Entrevista:O Estado inteligente

sábado, novembro 16, 2002

Diogo Mainardi Para cá de Bagdá

"Alguns países resistem a bloqueios
econômicos por anos e anos. Outros
capitulam rapidamente. O Brasil
pertence à segunda categoria. Os
brasileiros nunca foram um exemplo
de coragem e ousadia"

Florença viveu seus dias de Porto Alegre. O Palácio da Signoria assumiu o aspecto do Palácio Farroupilha. O Davi, de Michelangelo, atingiu a magnitude do Monumento Júlio de Castilhos. O Domo rivalizou com a Catedral Metropolitana. Foi o resultado do Fórum Social Europeu, que reuniu, em Florença, o mesmo pessoal que, durante o reinado petista, costumava se reunir em Porto Alegre, no Fórum Social Mundial. Em apenas cinco dias, beneméritos representantes de milhares de ONGs solucionaram, entre outras coisas, a fome no mundo, a epidemia de Aids, o trabalho escravo e o contrabando de mogno. Donos de todas as virtudes, eles terminaram o evento com uma marcha pela paz, em que 500.000 manifestantes se opuseram à guerra contra o Iraque.

Estou indeciso sobre essa guerra. Quando ouço Bush ou Blair, viro pacifista. Quando ouço os pacifistas, fico com vontade de bombardear pessoalmente Bagdá. Os pacifistas dizem que os americanos só querem petróleo mais barato. Duvido que uma guerra contra o Iraque possa surtir esse efeito, mas seria muito vantajoso para o Brasil. Imagino que Lula, secretamente, esteja torcendo para que isso aconteça. Quem perderia alguns trocados seriam os tiranos árabes que se apropriam de boa parte da renda petrolífera de seus países. Um dia depois da marcha pela paz em Florença, o filho do presidente líbio Muamar Kadafi apareceu num estádio de futebol italiano. Ele é o segundo maior acionista particular do time do Juventus. Agora está pensando em comprar o time do Lazio. Diminuir o preço do petróleo significaria apenas diminuir a fortuna desviada por essa gente.

E o que dizer das vítimas inocentes? Elas servem de justificativa tanto para um lado quanto para o outro.
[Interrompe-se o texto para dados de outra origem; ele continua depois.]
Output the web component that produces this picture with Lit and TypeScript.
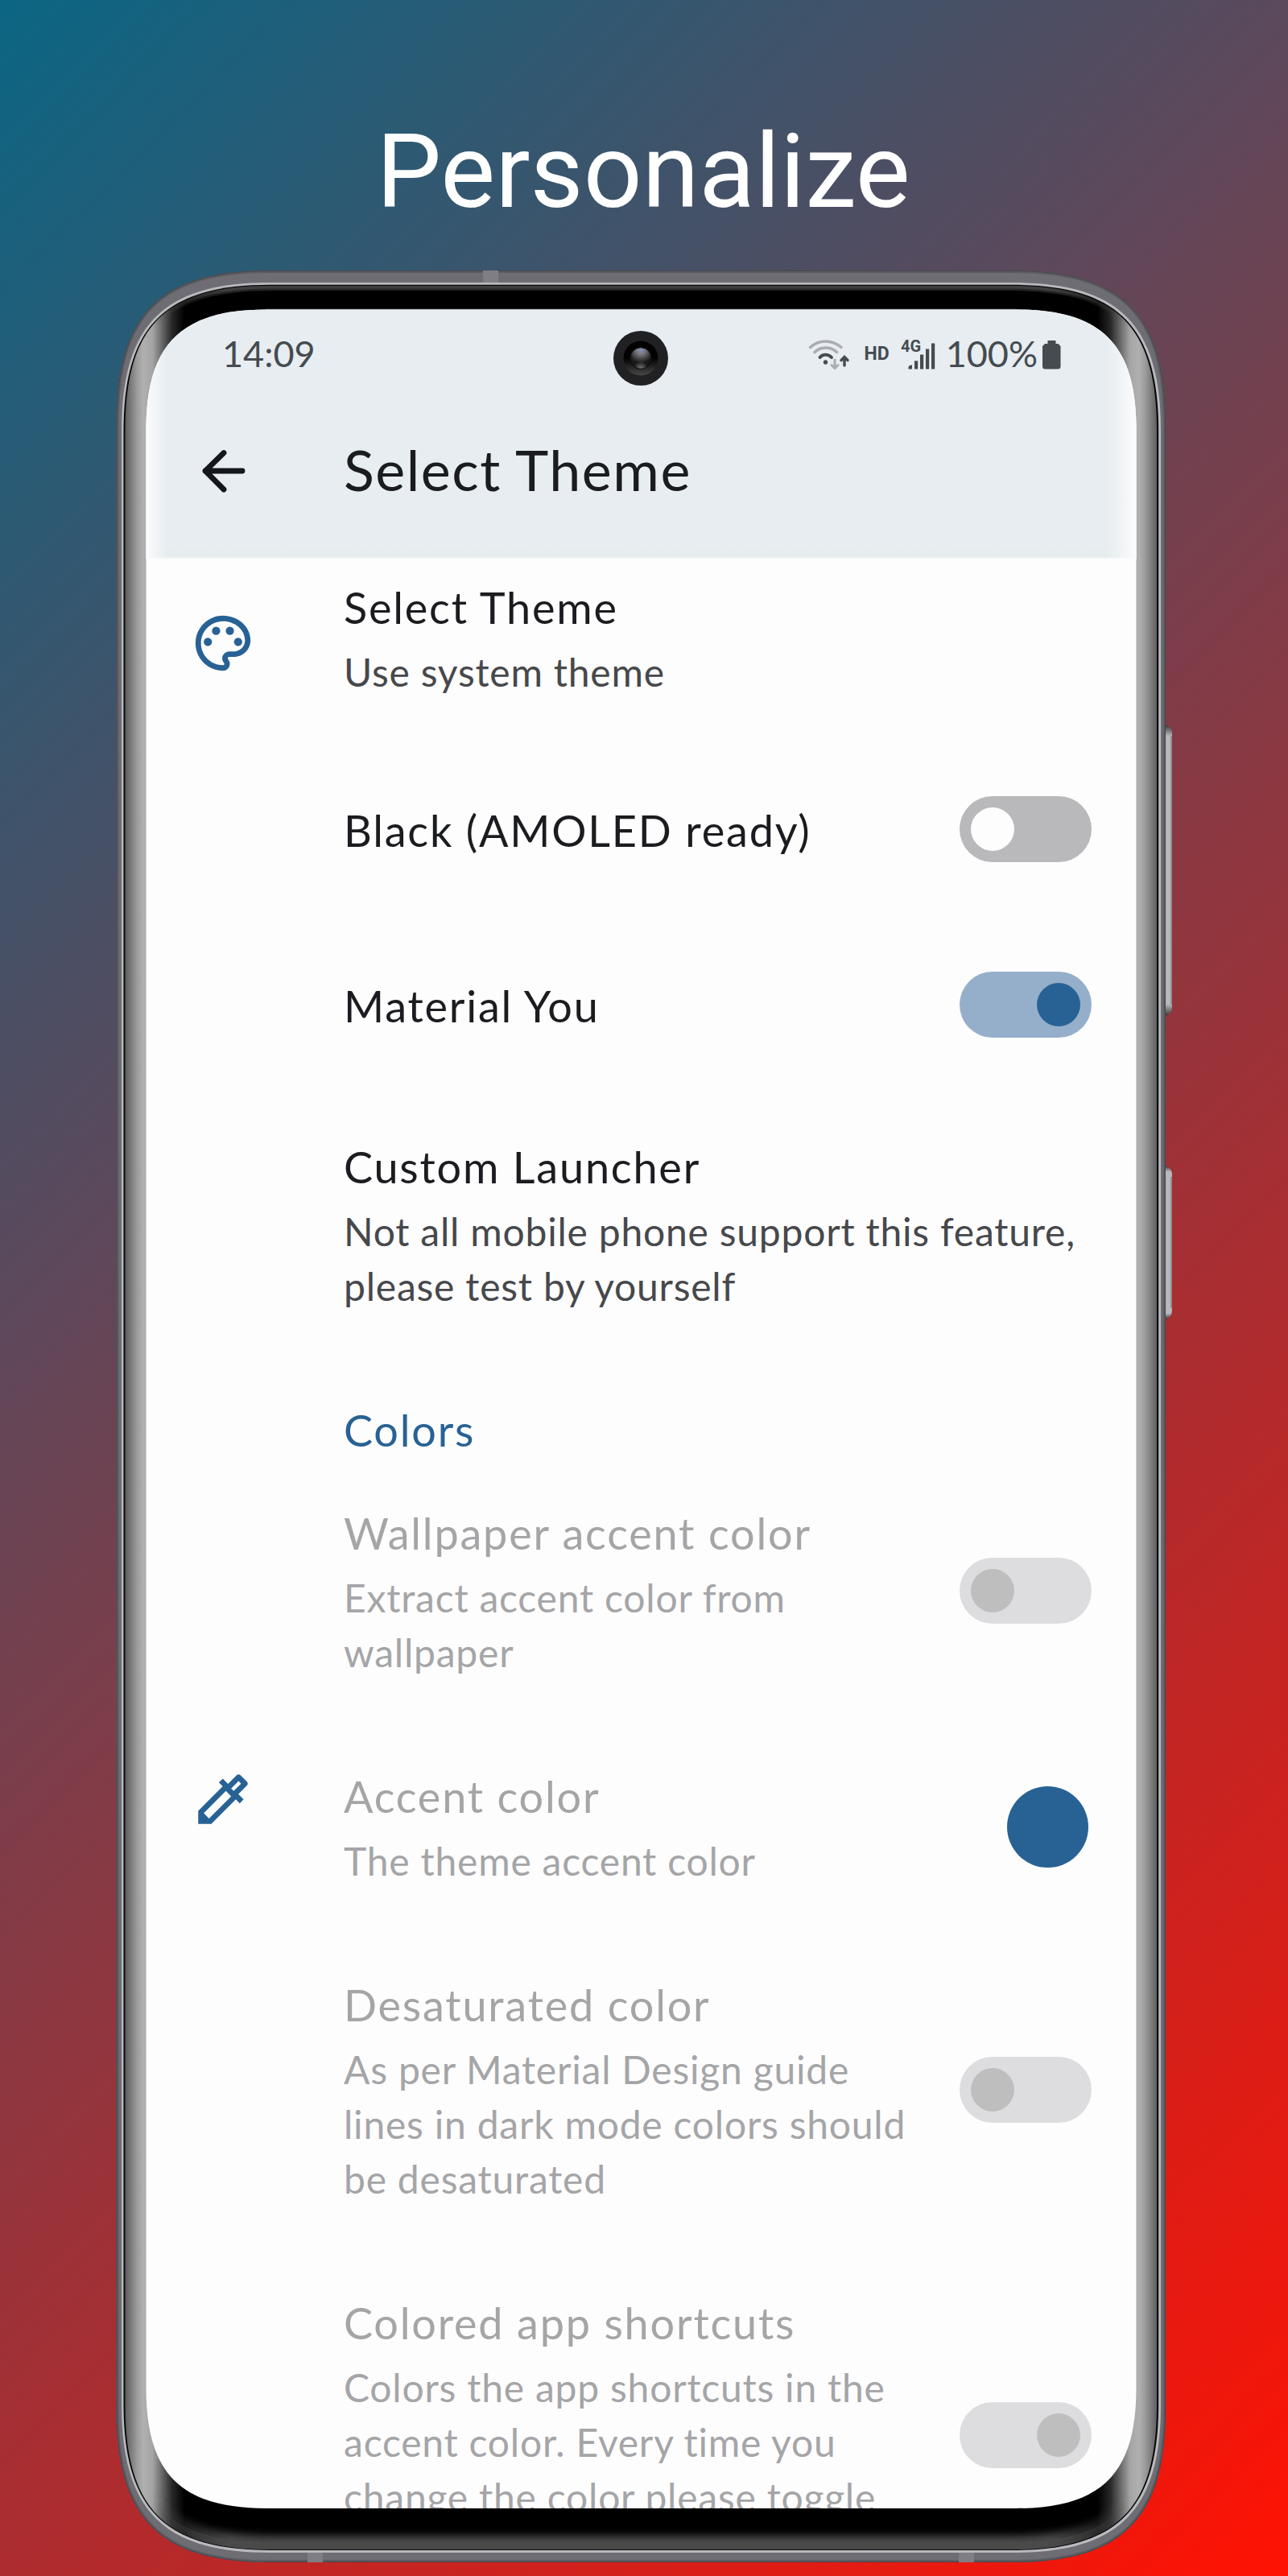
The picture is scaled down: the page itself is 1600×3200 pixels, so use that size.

Os belicistas recordam as centenas de milhares de vítimas inocentes que Saddam Hussein torturou, decapitou, exterminou com armas químicas e mandou para o massacre em guerras insensatas. Os pacifistas respondem apontando as vítimas inocentes que os bombardeios americanos certamente provocariam. Além de se oporem à guerra, os pacifistas também querem suspender o bloqueio econômico contra o Iraque. Eles afirmam que essa medida só afeta as pobres criancinhas iraquianas, que morrem por falta de comida e remédios, como repetem sem parar as agências de notícias de Saddam Hussein. O argumento dos pacifistas é exatamente o mesmo que Margaret Thatcher usava para defender a África do Sul durante o regime de apartheid. Ela dizia que os maiores prejudicados por um eventual bloqueio econômico britânico seriam os próprios negros miseráveis.

Alguns países resistem a bloqueios econômicos por anos e anos. Outros capitulam rapidamente. O Brasil pertence à segunda categoria. Os Estados Unidos já retaliaram o Brasil em três diferentes oportunidades. A primeira, em 1962, contra a Lei de Remessa de Lucros de Jango. Dois anos mais tarde, ele foi deposto. Em 1977, os americanos mudaram de idéia e passaram a pressionar os militares brasileiros para restaurar a democracia. Foi o que aconteceu. Em 1978, os Estados Unidos desconfiaram de nosso programa nuclear. Prontamente, nós lhes fornecemos todas as garantias exigidas. Os brasileiros nunca foram um exemplo de coragem e ousadia. De fato, acho que vou desistir de bombardear Bagdá.